On 3 August 1992, Mr Guse applied to the Tribunal for a review of the two Comcare decisions made on 18 May 1992 and 25 May 1992.
On 19 November 1993 the Tribunal published its decision in the following terms:
“The decision under review is set aside and this matter remitted to the Respondent with the direction;
1. That it reconsider the rate of compensation to be paid to the Applicant as and from the first day of December 1988 with regard to these reasons.
2. The Respondent is to pay the Applicant’s costs.”
On 8 December 1993, Comcare appealed to this Court pursuant to s 44 of the AAT Act, against the decision of the Tribunal of 19 November 1993. Mr Guse cross appealed against the decision. The appeal and cross appeal came on for hearing before Einfeld J on 5 July 1994. The transcript of the hearing of the appeal was before this Court. Both parties informed his Honour that they sought to have the decision of the Tribunal set aside. Counsel for Comcare informed his Honour that Mr Guse had been injured in a compensable journey accident in April 1982 in which he suffered a persistent whiplash type of injury. Counsel said:
“There is no dispute that he is incapacitated from playing the piano”.
Mr Guse sought to correct this statement by pointing out that he could still play a piano but was claiming for an incapacity to earn a living as a pianist. Counsel for Comcare also said that
“...the 18th May decision restored liability to compensate which is important because in the dim, dark past, there had been a denial of liability and then Comcare changed their minds about that”
and that:
“...the real issue as your Honour has just indicated is to what extent should he [Mr Guse] be compensated for his incapacity to earn as a piano player? That is the real issue.”

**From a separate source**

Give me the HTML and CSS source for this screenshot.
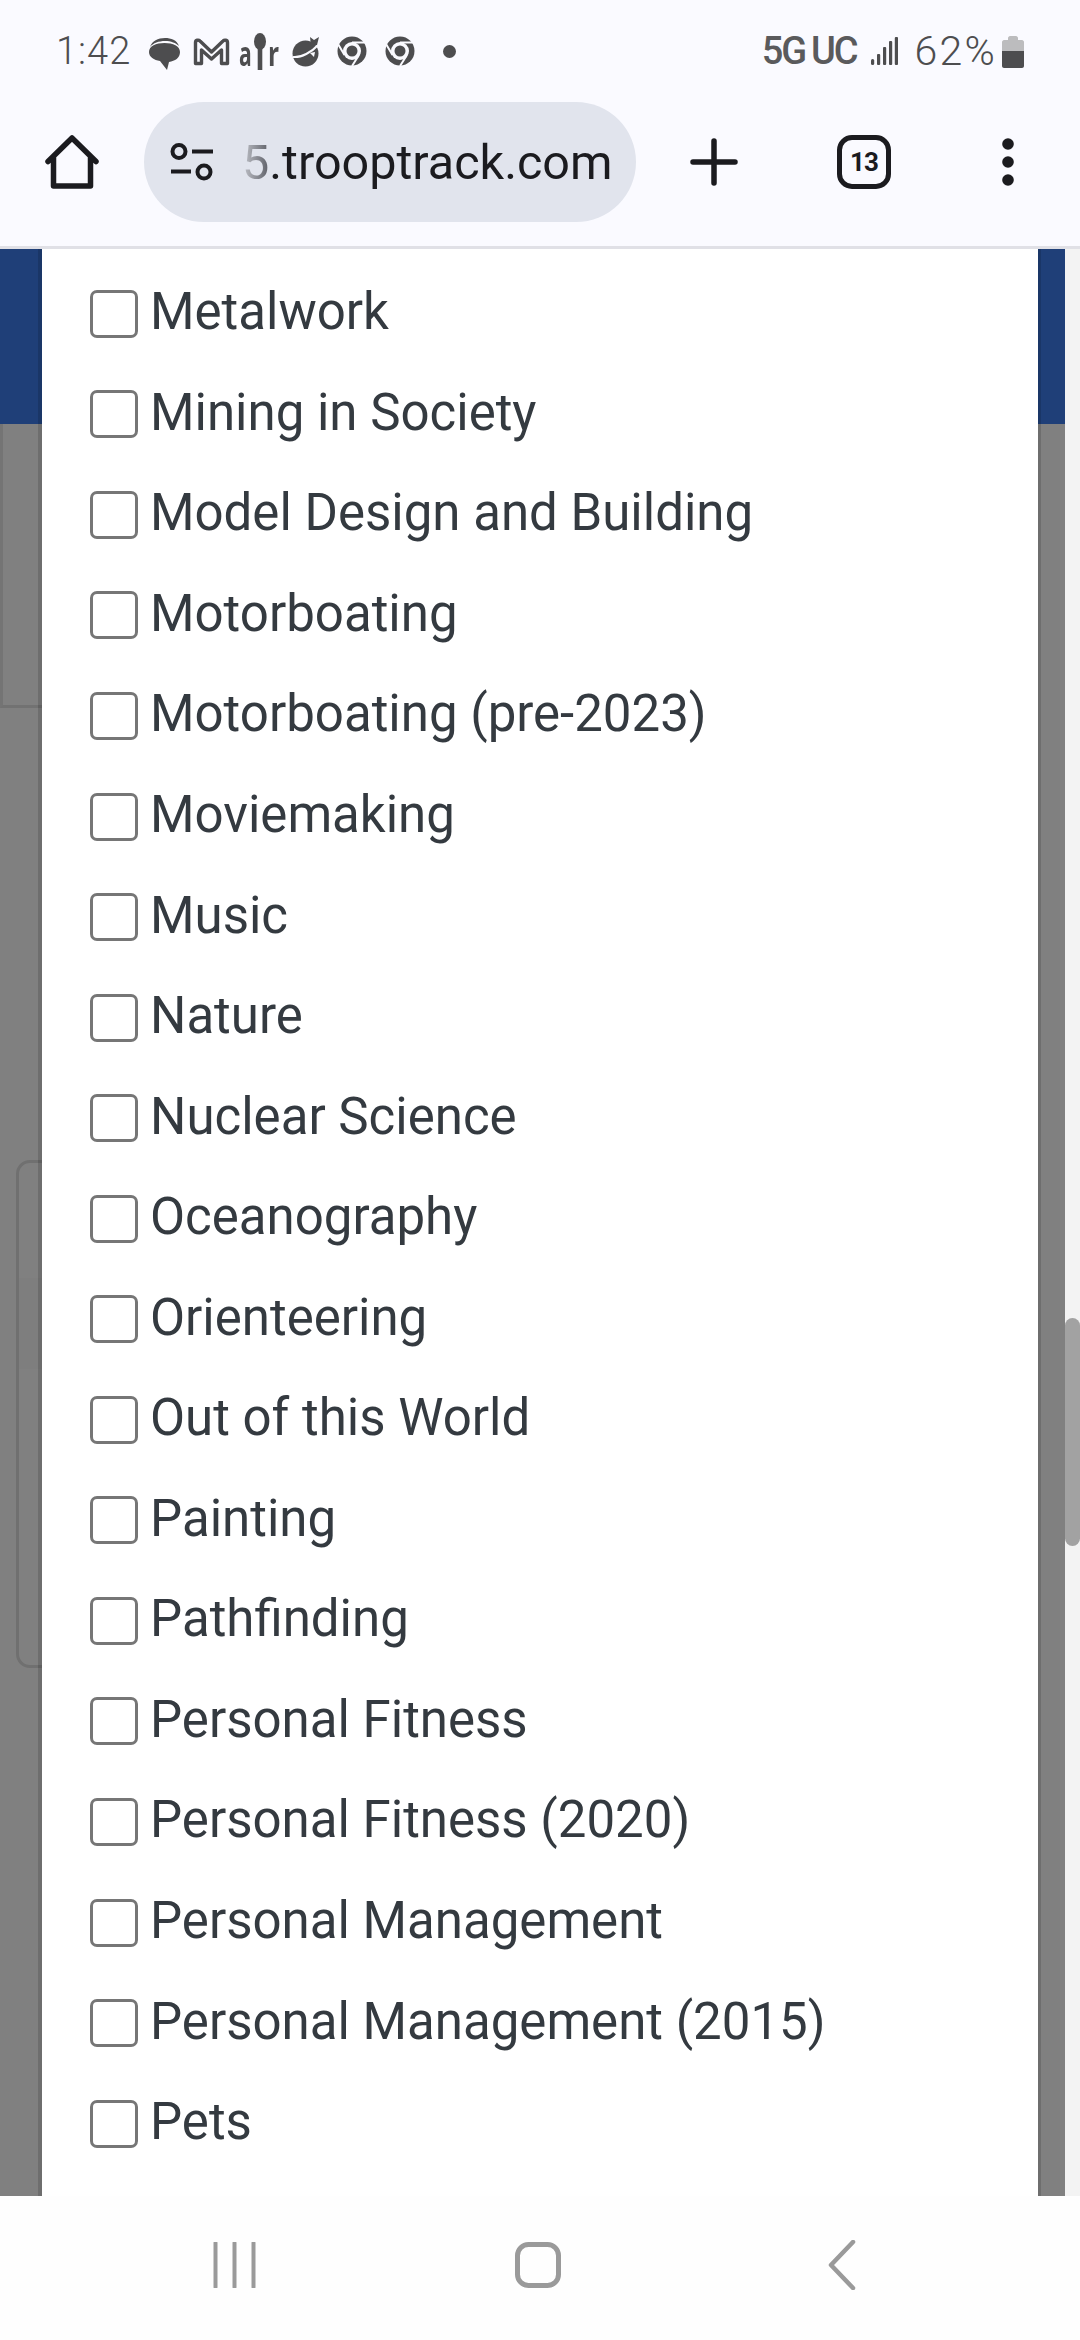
FILE: index.html
```html
<!DOCTYPE html>
<html lang="en">
<head>
<meta charset="utf-8">
<title>TroopTrack merit badges</title>
<link rel="stylesheet" href="styles.css">
</head>
<body>
<div class="phone">
  <header class="chrome">
    <div class="status">
      <div class="status-left">
        <span class="time">1:42</span>
        <svg class="ni ni-bubble" width="31" height="32" viewBox="0 0 31 32"><path d="M1 9C3 3 9 0 16 0c6 0 12 2 14 8-3-3-8-5-14-5S4 5 1 9z" fill="#4d4d4f"/><path d="M0 14c0-6 7-9 15.500-9S31 8 31 14c0 6-5 9-11 10l-2 8-7-9C5 22 0 19 0 14z" fill="#4d4d4f"/></svg>
        <svg class="ni ni-m" width="37" height="28" viewBox="0 0 37 28"><path d="M2.500 25.500V4.500C2.500 2 5.500 1.500 7 3L18.500 14 30 3c1.500-1.500 4.500-1 4.500 1.500v21h-6V12L18.500 21 8.500 12v13.500z" fill="none" stroke="#4d4d4f" stroke-width="3.400" stroke-linejoin="round"/></svg>
        <span class="air"><span class="air-a">a</span><svg class="spoon" width="12" height="37" viewBox="0 0 12 37"><ellipse cx="6" cy="8.500" rx="6" ry="8.500" fill="#4d4d4f"/><rect x="3.700" y="14" width="4.600" height="23" fill="#4d4d4f"/></svg><span class="air-r">r</span></span>
        <svg class="ni ni-planet" width="27" height="32" viewBox="0 0 27 32"><circle cx="13.500" cy="18.500" r="13" fill="#4d4d4f"/><path d="M1 22C9 23 20 17 26 10" fill="none" stroke="#fafaff" stroke-width="2"/><path d="M19 11l-1-9 4 3 5-3-2 8z" fill="#4d4d4f"/><path d="M18 18l4 4 1-5z" fill="#fafaff"/></svg>
        <svg class="ni ni-chrome" width="30" height="30" viewBox="0 0 30 30"><circle cx="15" cy="15" r="14.500" fill="#4d4d4f"/><circle cx="15" cy="15" r="9" fill="#fafaff"/><circle cx="15" cy="15" r="5.500" fill="#4d4d4f"/><path d="M15 6.500h14M7.500 19 1 8M22 19l-7 11" stroke="#fafaff" stroke-width="2"/></svg>
        <svg class="ni ni-chrome2" width="30" height="30" viewBox="0 0 30 30"><circle cx="15" cy="15" r="14.500" fill="#4d4d4f"/><circle cx="15" cy="15" r="9" fill="#fafaff"/><circle cx="15" cy="15" r="5.500" fill="#4d4d4f"/><path d="M15 6.500h14M7.500 19 1 8M22 19l-7 11" stroke="#fafaff" stroke-width="2"/></svg>
        <span class="dot"></span>
      </div>
      <div class="status-right">
        <span class="net">5G</span><span class="net net-uc">UC</span>
        <svg class="signal" width="27" height="28" viewBox="0 0 27 28"><rect x="0" y="22" width="3.200" height="6" rx="1.500" fill="#4d4d4f"/><rect x="6" y="17" width="3.200" height="11" rx="1" fill="#4d4d4f"/><rect x="12" y="10" width="3.200" height="18" rx="1" fill="#4d4d4f"/><rect x="18" y="4" width="3.200" height="24" rx="1" fill="#4d4d4f"/><rect x="23.800" y="0" width="3.200" height="28" rx="1" fill="#4d4d4f"/></svg>
        <span class="pct">62%</span>
        <svg class="battery" width="22" height="32" viewBox="0 0 22 32"><path d="M0 6c0-1 1-2 2-2h4V2c0-1 1-2 2-2h6c1 0 2 1 2 2v2h4c1 0 2 1 2 2v10H0z" fill="#bcbcbe"/><path d="M0 15h22v15c0 1-1 2-2 2H2c-1 0-2-1-2-2z" fill="#4d4d4f"/></svg>
      </div>
    </div>
    <div class="toolbar">
      <svg class="home" width="54" height="54" viewBox="0 0 54 54"><path d="M3 26.500 27 3l24 23.500M8.500 21.500V51h37V21.500" fill="none" stroke="#1b1b1f" stroke-width="5.500" stroke-linejoin="round" stroke-linecap="round"/></svg>
      <div class="omnibox">
        <svg class="tune" width="46" height="38" viewBox="0 0 46 38"><circle cx="10" cy="8.500" r="6.500" fill="none" stroke="#1b1b1f" stroke-width="4"/><path d="M23 8.500h21M2 28.500h20" stroke="#1b1b1f" stroke-width="4"/><circle cx="35" cy="29" r="6.500" fill="none" stroke="#1b1b1f" stroke-width="4"/></svg>
        <span class="url"><span class="fade">5</span>.trooptrack.com</span>
      </div>
      <svg class="plus" width="48" height="48" viewBox="0 0 48 48"><path d="M24 3v42M3 24h42" stroke="#1b1b1f" stroke-width="5.500" stroke-linecap="round"/></svg>
      <div class="tabs">13</div>
      <svg class="more" width="14" height="48" viewBox="0 0 14 48"><circle cx="7" cy="6" r="5.800" fill="#1b1b1f"/><circle cx="7" cy="24" r="5.800" fill="#1b1b1f"/><circle cx="7" cy="42" r="5.800" fill="#1b1b1f"/></svg>
    </div>
  </header>

  <main class="view">
    <div class="page">
      <div class="band"></div>
      <div class="rule"></div>
      <div class="card"><div class="card-shade"></div></div>
    </div>
    <section class="modal">
      <label class="row"><span class="box"></span>Metalwork</label>
      <label class="row"><span class="box"></span>Mining in Society</label>
      <label class="row"><span class="box"></span>Model Design and Building</label>
      <label class="row"><span class="box"></span>Motorboating</label>
      <label class="row"><span class="box"></span>Motorboating (pre-2023)</label>
      <label class="row"><span class="box"></span>Moviemaking</label>
      <label class="row"><span class="box"></span>Music</label>
      <label class="row"><span class="box"></span>Nature</label>
      <label class="row"><span class="box"></span>Nuclear Science</label>
      <label class="row"><span class="box"></span>Oceanography</label>
      <label class="row"><span class="box"></span>Orienteering</label>
      <label class="row"><span class="box"></span>Out of this World</label>
      <label class="row"><span class="box"></span>Painting</label>
      <label class="row"><span class="box"></span>Pathfinding</label>
      <label class="row"><span class="box"></span>Personal Fitness</label>
      <label class="row"><span class="box"></span>Personal Fitness (2020)</label>
      <label class="row"><span class="box"></span>Personal Management</label>
      <label class="row"><span class="box"></span>Personal Management (2015)</label>
      <label class="row"><span class="box"></span>Pets</label>
    </section>
    <aside class="track"><div class="thumb"></div></aside>
  </main>

  <nav class="navbar">
    <svg width="46" height="46" viewBox="0 0 46 46"><path d="M2.500 1v44M21.500 1v44M40.500 1v44" stroke="#9a9a9a" stroke-width="4" stroke-linecap="round"/></svg>
    <svg width="46" height="46" viewBox="0 0 46 46"><rect x="2.500" y="2.500" width="41" height="41" rx="11" fill="none" stroke="#9a9a9a" stroke-width="5"/></svg>
    <svg width="28" height="50" viewBox="0 0 28 50"><path d="M25 2 3 25l22 23" fill="none" stroke="#9a9a9a" stroke-width="4.500" stroke-linecap="round" stroke-linejoin="round"/></svg>
  </nav>
</div>
</body>
</html>
```
FILE: styles.css
```css
* { box-sizing: border-box; }
html, body { margin: 0; padding: 0; }
body { width: 1080px; height: 2340px; overflow: hidden; background: #fff; font-family: Roboto, "Liberation Sans", sans-serif; }
.phone { width: 1080px; height: 2340px; display: flex; flex-direction: column; }

.chrome { height: 249px; flex: none; background: #fafaff; border-bottom: 3px solid #e0e0e6; display: flex; flex-direction: column; }
.status { height: 78px; padding: 28px 56px 0 56px; display: flex; justify-content: space-between; align-items: flex-start; color: #4d4d4f; }
.status-left, .status-right { display: flex; align-items: center; height: 46px; }
.time { font-size: 38px; font-weight: 300; letter-spacing: 1px; width: 74px; flex: none; white-space: nowrap; }
.ni { flex: none; }
.ni-bubble { margin-left: 19px; margin-top: 6px; }
.ni-m { margin-left: 13px; margin-top: 2px; }
.air { font-family: "Open Sans", sans-serif; font-size: 34px; font-weight: 700; display: flex; align-items: center; width: 39px; margin-left: 9px; line-height: 1; flex: none; }
.air-a { display: block; width: 11px; flex: none; transform: scaleX(.62); transform-origin: left center; margin-top: 3px; }
.air-r { display: block; width: 10px; flex: none; transform: scaleX(.72); transform-origin: left center; margin-top: 3px; }
.spoon { margin: 0 2px 0 4px; flex: none; }
.ni-planet { margin-left: 14px; margin-top: -1px; }
.ni-chrome { margin-left: 18px; }
.ni-chrome2 { margin-left: 18px; }
.dot { width: 13px; height: 13px; border-radius: 50%; background: #4d4d4f; margin-left: 28px; flex: none; }
.net { font-size: 38px; font-weight: 500; letter-spacing: -2.200px; color: #5a5a5c; }
.net-uc { margin-left: 6px; letter-spacing: -2px; }
.signal { margin: 0 17px 0 14px; flex: none; }
.pct { font-size: 41px; font-weight: 300; letter-spacing: 2.200px; white-space: nowrap; }
.battery { margin-left: 5px; flex: none; margin-top: 2px; }

.toolbar { flex: 1; display: flex; align-items: center; padding: 0 0 0 45px; }
.home { flex: none; }
.omnibox { width: 492px; height: 120px; margin-left: 45px; background: #e1e4ed; border-radius: 60px; display: flex; align-items: center; padding-left: 25px; overflow: hidden; flex: none; }
.tune { flex: none; }
.url { font-size: 48.500px; color: #1b1b1f; margin-left: 27px; white-space: nowrap; }
.fade { background: linear-gradient(to right, #c2c4cb, #5e6068); -webkit-background-clip: text; background-clip: text; color: transparent; }
.plus { flex: none; margin-left: 54px; }
.tabs { width: 54px; height: 54px; margin-left: 99px; border: 5.500px solid #1b1b1f; border-radius: 15px; flex: none; display: flex; align-items: center; justify-content: center; font-size: 26px; font-weight: 700; letter-spacing: -1px; color: #1b1b1f; }
.more { flex: none; margin-left: 110px; }

.view { position: relative; height: 1947px; flex: none; display: flex; background: #808080; overflow: hidden; }
.page { width: 42px; flex: none; }
.band { position: absolute; left: 0; top: 0; width: 1065px; height: 175px; background: #1f3f78; }
.rule { position: absolute; left: 0; top: 175px; width: 42px; height: 284px; border-left: 3px solid #747474; border-bottom: 3px solid #727272; }
.card { position: absolute; left: 16px; top: 911px; width: 40px; height: 508px; border: 3px solid #707070; border-radius: 14px; }
.card-shade { position: absolute; left: 0; right: 0; top: 115px; height: 91px; background: #7e7e7e; }
.modal { position: relative; width: 996px; flex: none; background: #fff; padding: 12.500px 0 0 48px; box-shadow: -4px 0 0 rgba(0,0,0,.14), 3px 0 0 rgba(0,0,0,.14); }
.row { display: flex; align-items: center; height: 100.550px; font-size: 51px; line-height: 1; color: #343a40; white-space: nowrap; }
.box { width: 48px; height: 48px; margin: 4px 12px 0 0; border: 3.500px solid #767676; border-radius: 7px; background: #fff; flex: none; }
.track { position: absolute; right: 0; top: 0; bottom: 0; width: 15px; background: #f3f3f3; }
.thumb { position: absolute; left: 0; top: 1069px; width: 15px; height: 228px; background: #a2a2a2; border-radius: 8px; }

.navbar { flex: 1; background: #fefefe; display: flex; align-items: center; padding-bottom: 6px; }
.navbar svg:nth-child(1) { margin-left: 213px; flex: none; }
.navbar svg:nth-child(2) { margin-left: 256px; flex: none; }
.navbar svg:nth-child(3) { margin-left: 267px; flex: none; }
```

Comcare sought to have the determination of the Tribunal set aside on the ground that the Tribunal had incorrectly applied provisions of the Compensation (Commonwealth Government Employees) Act 1971 and the Safety Rehabilitation and Compensation Act 1988, with the result that it had over-assessed the entitlement of Mr Guse to weekly compensation in its determination of 25 May 1992.
Mr Guse, on the other hand, sought to have the determination of 25 May 1992 overturned on the ground that it underestimated the amount of his weekly compensation. There was also a question whether the commencement of weekly payments should have commenced at a date earlier than that to be inferred from the Tribunal’s determination, and whether he was entitled to interest on past payments.
After hearing the parties, and with their apparent concurrence, Einfeld J made an order, on 5 July 1994, in the following terms:
“The decision of the Administrative Appeals Tribunal of 19 November 1993 be set aside by consent and remitted to the Tribunal for a rehearing on the issue of the compensation to be paid to Mr Guse as a result of his employment injuries.”
The proceedings were relisted for a directions hearing before a Tribunal constituted by a Senior Member on 7 February 1995. Whilst Mr Guse has on many hearings appeared on his own behalf, on that directions hearing he was represented by a solicitor. Prior to the hearing the solicitor had written to the Australian Government Solicitor, acting for Comcare, arguing that Einfeld J’s order was capable of being interpreted in either of two ways, namely as either:
“(a) Restoring the status quo which existed before the Tribunal’s decision. In this case our client’s application for review of 18 May, 1992 and 25 May, 1992 Comcare decisions is before the Tribunal as it was previously. The fact that costs awarded to our client by the AAT have also been set aside by Judge Einfeld seems to support this alternative; or
(b) Ordering that a specific issue be considered by the Tribunal, rather than Comcare’s decisions which were the subject of our client’s application for review. Judge Einfeld altered the scope of the proceedings before the Tribunal from the original application for review to the rehearing of a particular issue. In this case:
(i) Our client’s application for review of the 18th May, 1992 and 25th May, 1992 decisions has been dealt with by the Tribunal;
(ii) Judge Einfeld upheld submissions on appeal concerning liabilities in this case and therefore the only issue to be reheard was the amount of compensation to be paid; and
(iii) The case now proceeds not on the basis of the application for review but on the basis of Judge Enfield’s order.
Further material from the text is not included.